A US death row inmate who asked to be executed by firing squad has been told he must choose between the electric chair and lethal injection.
Tennessee prisoner David Earl Miller, 61, was sentenced to death 36 years ago for murdering a 23-year-old woman whom he had been dating.
Victim Lee Standifer, who had learning difficulties, was found with multiple stab wounds in Miller’s garden in Knoxville in 1981. Her injuries also suggested she had been bludgeoned in the head with a fire poker.
Lethal injection is Tennessee’s preferred execution method, but inmates whose crimes were committed before 1999 have the option of choosing the electric chair.
Earlier this month the state executed a prisoner by electrocution for the first time in 11 years. Double murderer Edmund Zagorski, 63, had refused a lethal injection.
Miller and three other inmates have launched a legal bid to be permitted death by firing squad, which is not allowed under state law.
The prisoner’s lawyers argued the electric chair was “sure or very likely to inflict a gruesome and torturous death”.

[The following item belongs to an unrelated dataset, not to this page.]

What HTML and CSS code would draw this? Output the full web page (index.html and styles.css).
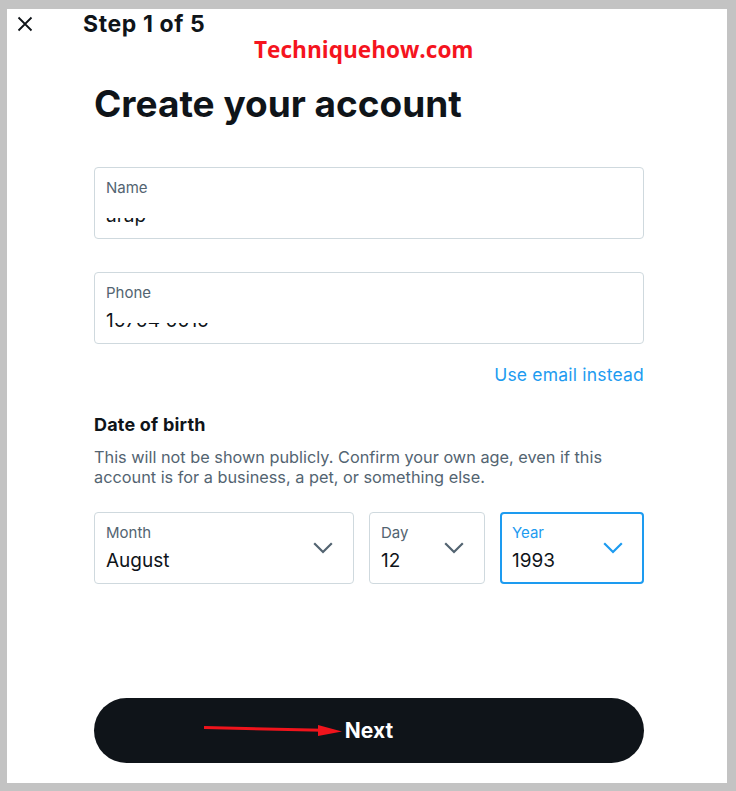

“The firing squad significantly reduces a substantial risk of unnecessary and severe pain” compared with the three-drug cocktail used in lethal injections, the lawsuit added.
A federal judge last week denied Miller’s request for his execution to be delayed pending the outcome of the lawsuit. His lawyers had appealed.
Miller, who is the state’s longest-standing death row prisoner, had been given a deadline of Tuesday afternoon to choose how he will die. That has now been extended to 26 November.
He is scheduled to be executed on 6 December.
In a separate case, the US Supreme Court on Monday declined to consider arguments that Miller’s lawyers had not properly represented him at a sentencing hearing, during which they did not call experts to discuss his abusive childhood.
Yahoo.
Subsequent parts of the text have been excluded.